- [REQUEST]: Would you quote every entry exactly, dropping only the pictures?

- [SUPPLIED ENTRIES]:
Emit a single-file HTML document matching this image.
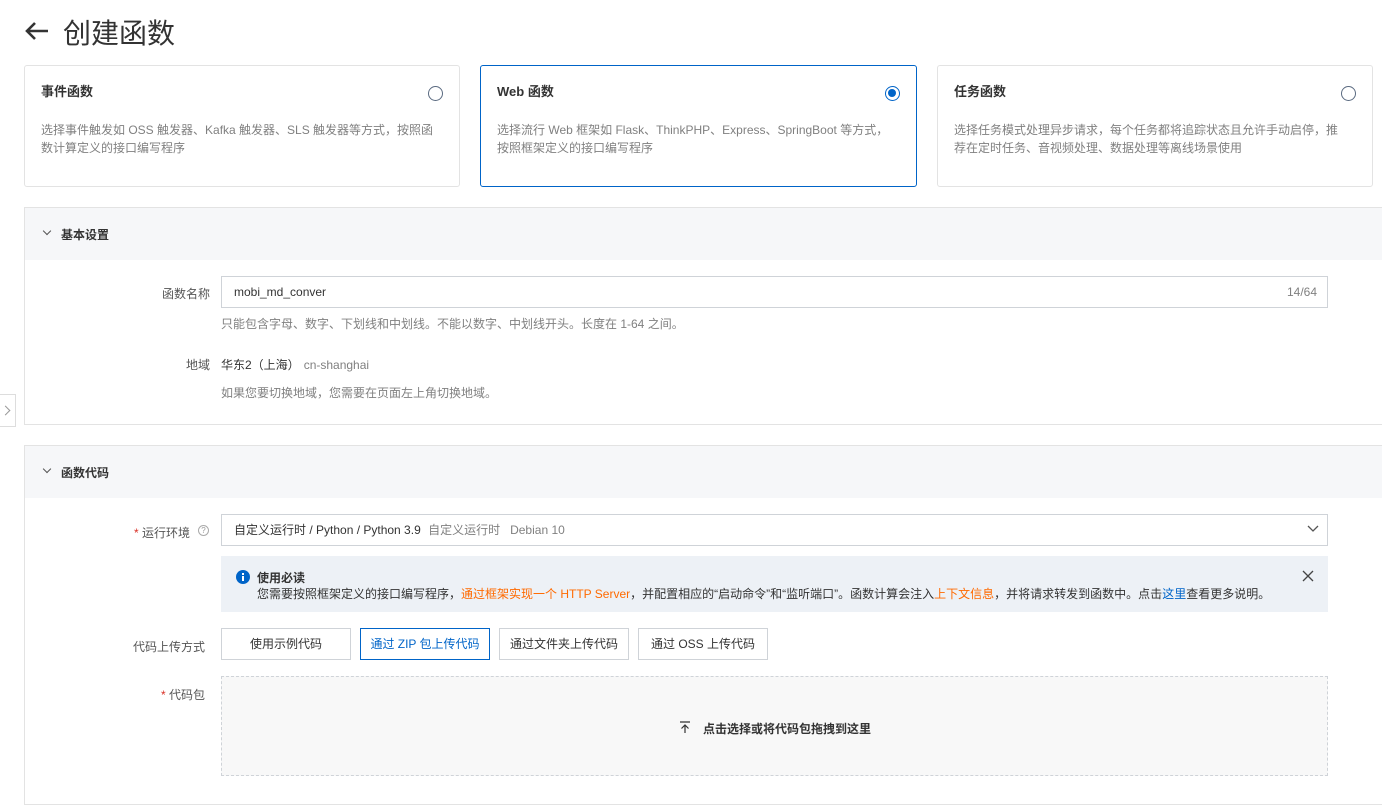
<!DOCTYPE html>
<html><head><meta charset="utf-8"><style>
*{box-sizing:border-box;margin:0;padding:0}
body{width:1382px;height:785px;overflow:hidden;background:#fff;font-family:"Liberation Sans","Noto Sans CJK SC",sans-serif;color:#333;font-size:12px;position:relative}
.abs{position:absolute}
.card{position:absolute;top:65px;height:122px;border:1px solid #e3e3e3;border-radius:3px;background:#fff}
.card.sel{border-color:#0064c8}
.card h3{position:absolute;left:16px;top:15px;font-size:13px;font-weight:bold;color:#333}
.card p{position:absolute;left:16px;top:55px;font-size:12px;line-height:18px;color:#808080;width:395px}
.radio{position:absolute;right:16px;top:20px;width:15px;height:15px;border:1px solid #5a6a80;border-radius:50%}
.radio.on{border:1.5px solid #0064c8}
.radio.on::after{content:"";position:absolute;left:2px;top:2px;width:8px;height:8px;border-radius:50%;background:#0064c8}
.sec{position:absolute;left:24px;width:1370px;border:1px solid #e3e3e3;background:#fff}
.sechd{height:52px;background:#f6f7f9;position:relative}
.sechd span{position:absolute;left:36px;top:18px;font-size:12px;font-weight:bold;color:#333}
.chev{position:absolute;left:19px;top:20px;width:6px;height:6px;border-right:1px solid #555;border-bottom:1px solid #555;transform:rotate(45deg)}
.lbl{position:absolute;font-size:12px;color:#555;text-align:right}
.inp{position:absolute;border:1px solid #cfd3d8;background:#fff;height:32px;font-size:12px;line-height:30px;padding-left:12px;color:#333}
.hint{position:absolute;font-size:12px;color:#808080}
.btn{position:absolute;top:628px;height:32px;border:1px solid #cfd3d8;font-size:12px;line-height:30px;text-align:center;color:#333;background:#fff}
</style></head><body>
<svg class="abs" style="left:24px;top:20px" width="26" height="22" viewBox="0 0 26 22"><path d="M24 11H3M11 3L3 11l8 8" fill="none" stroke="#333" stroke-width="2.6"/></svg>
<div class="abs" style="left:63px;top:12px;font-size:28px;color:#333">创建函数</div>

<div class="card" style="left:24px;width:436px"><h3>事件函数</h3><div class="radio"></div><p>选择事件触发如 OSS 触发器、Kafka 触发器、SLS 触发器等方式，按照函数计算定义的接口编写程序</p></div>
<div class="card sel" style="left:480px;width:437px"><h3>Web 函数</h3><div class="radio on"></div><p>选择流行 Web 框架如 Flask、ThinkPHP、Express、SpringBoot 等方式，按照框架定义的接口编写程序</p></div>
<div class="card" style="left:937px;width:436px"><h3>任务函数</h3><div class="radio"></div><p>选择任务模式处理异步请求，每个任务都将追踪状态且允许手动启停，推荐在定时任务、音视频处理、数据处理等离线场景使用</p></div>

<div class="sec" style="top:207px;height:218px"><div class="sechd"><div class="chev"></div><span>基本设置</span></div></div>
<div class="lbl" style="left:140px;width:70px;top:285px">函数名称</div>
<div class="inp" style="left:221px;top:276px;width:1107px">mobi_md_conver<span style="position:absolute;right:10px;color:#808080">14/64</span></div>
<div class="hint" style="left:221px;top:315px">只能包含字母、数字、下划线和中划线。不能以数字、中划线开头。长度在 1-64 之间。</div>
<div class="lbl" style="left:140px;width:70px;top:356px">地域</div>
<div class="abs" style="left:221px;top:356px;color:#333">华东2（上海）<span style="color:#808080;margin-left:4px">cn-shanghai</span></div>
<div class="hint" style="left:221px;top:384px">如果您要切换地域，您需要在页面左上角切换地域。</div>

<div class="abs" style="left:0;top:394px;width:16px;height:33px;border:1px solid #ddd;border-left:none;background:#fff"><div style="position:absolute;left:2px;top:12px;width:7px;height:7px;border-right:1px solid #999;border-top:1px solid #999;transform:rotate(45deg)"></div></div>

<div class="sec" style="top:445px;height:360px"><div class="sechd"><div class="chev"></div><span>函数代码</span></div></div>
<div class="lbl" style="left:120px;width:70px;top:524px"><span style="color:#d93026">*</span> 运行环境</div>
<div class="abs" style="left:198px;top:525px;width:11px;height:11px;border:1px solid #aaa;border-radius:50%;font-size:8px;line-height:9px;text-align:center;color:#999">?</div>
<div class="inp" style="left:221px;top:514px;width:1107px">自定义运行时 / Python / Python 3.9 <span style="color:#808080;margin-left:4px">自定义运行时</span><span style="color:#808080;margin-left:10px">Debian 10</span>
<svg style="position:absolute;right:8px;top:10px" width="12" height="8" viewBox="0 0 12 8"><path d="M1 1l5 5 5-5" fill="none" stroke="#555" stroke-width="1.3"/></svg></div>
<div class="abs" style="left:221px;top:556px;width:1107px;height:56px;background:#edf1f6"></div>
<svg class="abs" style="left:236px;top:570px" width="14" height="14" viewBox="0 0 14 14"><circle cx="7" cy="7" r="7" fill="#0064c8"/><rect x="6" y="6" width="2" height="5" fill="#fff"/><rect x="6" y="3" width="2" height="2" fill="#fff"/></svg>
<div class="abs" style="left:257px;top:569px;font-weight:bold;color:#333">使用必读</div>
<div class="abs" style="left:257px;top:585px;color:#333;white-space:nowrap">您需要按照框架定义的接口编写程序，<span style="color:#ff6a00">通过框架实现一个 HTTP Server</span>，并配置相应的“启动命令”和“监听端口”。函数计算会注入<span style="color:#ff6a00">上下文信息</span>，并将请求转发到函数中。点击<span style="color:#0064c8">这里</span>查看更多说明。</div>
<svg class="abs" style="left:1302px;top:570px" width="12" height="12" viewBox="0 0 12 12"><path d="M1 1l10 10M11 1L1 11" stroke="#444" stroke-width="1.3"/></svg>
<div class="lbl" style="left:120px;width:85px;top:638px">代码上传方式</div>
<div class="btn" style="left:221px;width:130px">使用示例代码</div>
<div class="btn" style="left:360px;width:130px;border-color:#0064c8;color:#0064c8">通过 ZIP 包上传代码</div>
<div class="btn" style="left:499px;width:130px">通过文件夹上传代码</div>
<div class="btn" style="left:638px;width:130px">通过 OSS 上传代码</div>
<div class="lbl" style="left:120px;width:85px;top:686px"><span style="color:#d93026">*</span> 代码包</div>
<div class="abs" style="left:221px;top:676px;width:1107px;height:100px;border:1px dashed #cfd3d8;background:#f8f8f8"></div>
<svg class="abs" style="left:679px;top:721px" width="12" height="13" viewBox="0 0 12 13"><path d="M1 1h10M6 12V4M2.5 7.5L6 4l3.5 3.5" fill="none" stroke="#333" stroke-width="1.2"/></svg>
<div class="abs" style="left:703px;top:720px;font-weight:bold;color:#333">点击选择或将代码包拖拽到这里</div>
</body></html>
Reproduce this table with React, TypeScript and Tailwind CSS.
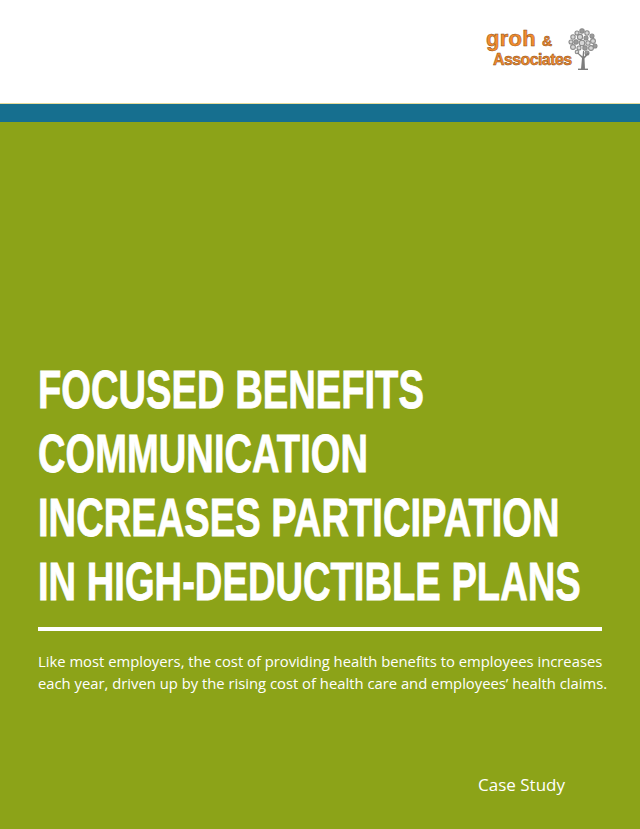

- [RESPONSE TO THIS EXERCISE]:
Emit a single-file HTML document matching this image.
<!DOCTYPE html>
<html><head><meta charset="utf-8"><style>
*{box-sizing:border-box;margin:0;padding:0}
body{width:1382px;height:785px;overflow:hidden;background:#fff;font-family:"Liberation Sans","Noto Sans CJK SC",sans-serif;color:#333;font-size:12px;position:relative}
.abs{position:absolute}
.card{position:absolute;top:65px;height:122px;border:1px solid #e3e3e3;border-radius:3px;background:#fff}
.card.sel{border-color:#0064c8}
.card h3{position:absolute;left:16px;top:15px;font-size:13px;font-weight:bold;color:#333}
.card p{position:absolute;left:16px;top:55px;font-size:12px;line-height:18px;color:#808080;width:395px}
.radio{position:absolute;right:16px;top:20px;width:15px;height:15px;border:1px solid #5a6a80;border-radius:50%}
.radio.on{border:1.5px solid #0064c8}
.radio.on::after{content:"";position:absolute;left:2px;top:2px;width:8px;height:8px;border-radius:50%;background:#0064c8}
.sec{position:absolute;left:24px;width:1370px;border:1px solid #e3e3e3;background:#fff}
.sechd{height:52px;background:#f6f7f9;position:relative}
.sechd span{position:absolute;left:36px;top:18px;font-size:12px;font-weight:bold;color:#333}
.chev{position:absolute;left:19px;top:20px;width:6px;height:6px;border-right:1px solid #555;border-bottom:1px solid #555;transform:rotate(45deg)}
.lbl{position:absolute;font-size:12px;color:#555;text-align:right}
.inp{position:absolute;border:1px solid #cfd3d8;background:#fff;height:32px;font-size:12px;line-height:30px;padding-left:12px;color:#333}
.hint{position:absolute;font-size:12px;color:#808080}
.btn{position:absolute;top:628px;height:32px;border:1px solid #cfd3d8;font-size:12px;line-height:30px;text-align:center;color:#333;background:#fff}
</style></head><body>
<svg class="abs" style="left:24px;top:20px" width="26" height="22" viewBox="0 0 26 22"><path d="M24 11H3M11 3L3 11l8 8" fill="none" stroke="#333" stroke-width="2.6"/></svg>
<div class="abs" style="left:63px;top:12px;font-size:28px;color:#333">创建函数</div>

<div class="card" style="left:24px;width:436px"><h3>事件函数</h3><div class="radio"></div><p>选择事件触发如 OSS 触发器、Kafka 触发器、SLS 触发器等方式，按照函数计算定义的接口编写程序</p></div>
<div class="card sel" style="left:480px;width:437px"><h3>Web 函数</h3><div class="radio on"></div><p>选择流行 Web 框架如 Flask、ThinkPHP、Express、SpringBoot 等方式，按照框架定义的接口编写程序</p></div>
<div class="card" style="left:937px;width:436px"><h3>任务函数</h3><div class="radio"></div><p>选择任务模式处理异步请求，每个任务都将追踪状态且允许手动启停，推荐在定时任务、音视频处理、数据处理等离线场景使用</p></div>

<div class="sec" style="top:207px;height:218px"><div class="sechd"><div class="chev"></div><span>基本设置</span></div></div>
<div class="lbl" style="left:140px;width:70px;top:285px">函数名称</div>
<div class="inp" style="left:221px;top:276px;width:1107px">mobi_md_conver<span style="position:absolute;right:10px;color:#808080">14/64</span></div>
<div class="hint" style="left:221px;top:315px">只能包含字母、数字、下划线和中划线。不能以数字、中划线开头。长度在 1-64 之间。</div>
<div class="lbl" style="left:140px;width:70px;top:356px">地域</div>
<div class="abs" style="left:221px;top:356px;color:#333">华东2（上海）<span style="color:#808080;margin-left:4px">cn-shanghai</span></div>
<div class="hint" style="left:221px;top:384px">如果您要切换地域，您需要在页面左上角切换地域。</div>

<div class="abs" style="left:0;top:394px;width:16px;height:33px;border:1px solid #ddd;border-left:none;background:#fff"><div style="position:absolute;left:2px;top:12px;width:7px;height:7px;border-right:1px solid #999;border-top:1px solid #999;transform:rotate(45deg)"></div></div>

<div class="sec" style="top:445px;height:360px"><div class="sechd"><div class="chev"></div><span>函数代码</span></div></div>
<div class="lbl" style="left:120px;width:70px;top:524px"><span style="color:#d93026">*</span> 运行环境</div>
<div class="abs" style="left:198px;top:525px;width:11px;height:11px;border:1px solid #aaa;border-radius:50%;font-size:8px;line-height:9px;text-align:center;color:#999">?</div>
<div class="inp" style="left:221px;top:514px;width:1107px">自定义运行时 / Python / Python 3.9 <span style="color:#808080;margin-left:4px">自定义运行时</span><span style="color:#808080;margin-left:10px">Debian 10</span>
<svg style="position:absolute;right:8px;top:10px" width="12" height="8" viewBox="0 0 12 8"><path d="M1 1l5 5 5-5" fill="none" stroke="#555" stroke-width="1.3"/></svg></div>
<div class="abs" style="left:221px;top:556px;width:1107px;height:56px;background:#edf1f6"></div>
<svg class="abs" style="left:236px;top:570px" width="14" height="14" viewBox="0 0 14 14"><circle cx="7" cy="7" r="7" fill="#0064c8"/><rect x="6" y="6" width="2" height="5" fill="#fff"/><rect x="6" y="3" width="2" height="2" fill="#fff"/></svg>
<div class="abs" style="left:257px;top:569px;font-weight:bold;color:#333">使用必读</div>
<div class="abs" style="left:257px;top:585px;color:#333;white-space:nowrap">您需要按照框架定义的接口编写程序，<span style="color:#ff6a00">通过框架实现一个 HTTP Server</span>，并配置相应的“启动命令”和“监听端口”。函数计算会注入<span style="color:#ff6a00">上下文信息</span>，并将请求转发到函数中。点击<span style="color:#0064c8">这里</span>查看更多说明。</div>
<svg class="abs" style="left:1302px;top:570px" width="12" height="12" viewBox="0 0 12 12"><path d="M1 1l10 10M11 1L1 11" stroke="#444" stroke-width="1.3"/></svg>
<div class="lbl" style="left:120px;width:85px;top:638px">代码上传方式</div>
<div class="btn" style="left:221px;width:130px">使用示例代码</div>
<div class="btn" style="left:360px;width:130px;border-color:#0064c8;color:#0064c8">通过 ZIP 包上传代码</div>
<div class="btn" style="left:499px;width:130px">通过文件夹上传代码</div>
<div class="btn" style="left:638px;width:130px">通过 OSS 上传代码</div>
<div class="lbl" style="left:120px;width:85px;top:686px"><span style="color:#d93026">*</span> 代码包</div>
<div class="abs" style="left:221px;top:676px;width:1107px;height:100px;border:1px dashed #cfd3d8;background:#f8f8f8"></div>
<svg class="abs" style="left:679px;top:721px" width="12" height="13" viewBox="0 0 12 13"><path d="M1 1h10M6 12V4M2.5 7.5L6 4l3.5 3.5" fill="none" stroke="#333" stroke-width="1.2"/></svg>
<div class="abs" style="left:703px;top:720px;font-weight:bold;color:#333">点击选择或将代码包拖拽到这里</div>
</body></html>
Reproduce this table with React, TypeScript and Tailwind CSS.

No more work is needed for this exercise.